** BEGIN Material provided **

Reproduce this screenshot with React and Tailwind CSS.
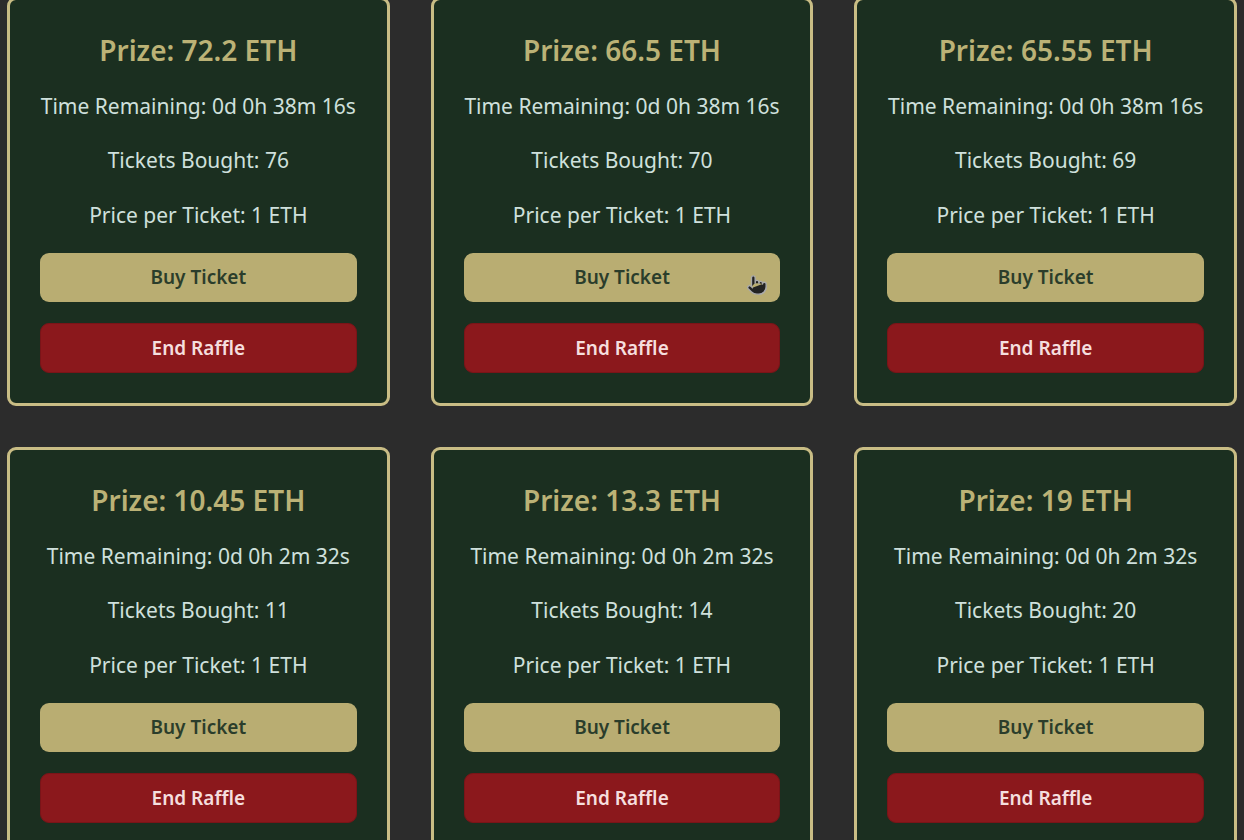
import {Pointer} from 'lucide-react';

const raffles = [
    {prize: '72.2', time: '0d 0h 38m 16s', tickets: 76},
    {prize: '66.5', time: '0d 0h 38m 16s', tickets: 70, hover: true},
    {prize: '65.55', time: '0d 0h 38m 16s', tickets: 69},
    {prize: '10.45', time: '0d 0h 2m 32s', tickets: 11},
    {prize: '13.3', time: '0d 0h 2m 32s', tickets: 14},
    {prize: '19', time: '0d 0h 2m 32s', tickets: 20},
];

const RaffleCard = ({raffle}) => {
    return (
        <div className="bg-[#1b2f20] border-[3px] border-[#c9bd85] rounded-[9px] h-[409px] px-[30px] pt-[33px] text-center">
            <h2 className="text-[28px] leading-[34px] font-semibold text-[#bbb276]">Prize: {raffle.prize} ETH</h2>
            <p className="mt-[25px] text-[21px] leading-[28px] text-[#cfe0dc]">Time Remaining: {raffle.time}</p>
            <p className="mt-[26px] text-[21px] leading-[28px] text-[#cfe0dc]">Tickets Bought: {raffle.tickets}</p>
            <p className="mt-[27px] text-[21px] leading-[28px] text-[#cfe0dc]">Price per Ticket: 1 ETH</p>

            <div className="relative mt-[24px]">
                <button className="w-full h-[49px] rounded-[9px] bg-[#b9ad72] text-[#2b3d2b] text-[19px] font-semibold">
                    Buy Ticket
                </button>
                {raffle.hover && (
                    <Pointer
                        size={22}
                        fill="#222"
                        color="#aaa"
                        strokeWidth={1.5}
                        className="absolute right-[12px] top-[21px]"
                    />
                )}
            </div>
            <button className="mt-[21px] w-full h-[50px] rounded-[9px] bg-[#8b181c] border border-[#7a1418] text-[#f5dede] text-[19px] font-semibold">
                End Raffle
            </button>
        </div>
    );
};

const App = () => {
    return (
        <div className="min-h-screen bg-[#2c2c2c] overflow-hidden" style={{fontFamily: '"Noto Sans", "Open Sans", sans-serif'}}>
            <div className="grid grid-cols-3 gap-x-[41px] gap-y-[41px] px-[7px] -mt-[3px]">
                {raffles.map((raffle, i) => (
                    <RaffleCard key={i} raffle={raffle}/>
                ))}
            </div>
        </div>
    );
};

export default App;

** END Material provided **

### Directions for this task
Restate, line by line and word for word, everything from the top of the material through the line that contains "Ticket: 1 ETH</p>". Leave pictures out.

### Exercise solution
Reproduce this screenshot with React and Tailwind CSS.
import {Pointer} from 'lucide-react';

const raffles = [
    {prize: '72.2', time: '0d 0h 38m 16s', tickets: 76},
    {prize: '66.5', time: '0d 0h 38m 16s', tickets: 70, hover: true},
    {prize: '65.55', time: '0d 0h 38m 16s', tickets: 69},
    {prize: '10.45', time: '0d 0h 2m 32s', tickets: 11},
    {prize: '13.3', time: '0d 0h 2m 32s', tickets: 14},
    {prize: '19', time: '0d 0h 2m 32s', tickets: 20},
];

const RaffleCard = ({raffle}) => {
    return (
        <div className="bg-[#1b2f20] border-[3px] border-[#c9bd85] rounded-[9px] h-[409px] px-[30px] pt-[33px] text-center">
            <h2 className="text-[28px] leading-[34px] font-semibold text-[#bbb276]">Prize: {raffle.prize} ETH</h2>
            <p className="mt-[25px] text-[21px] leading-[28px] text-[#cfe0dc]">Time Remaining: {raffle.time}</p>
            <p className="mt-[26px] text-[21px] leading-[28px] text-[#cfe0dc]">Tickets Bought: {raffle.tickets}</p>
            <p className="mt-[27px] text-[21px] leading-[28px] text-[#cfe0dc]">Price per Ticket: 1 ETH</p>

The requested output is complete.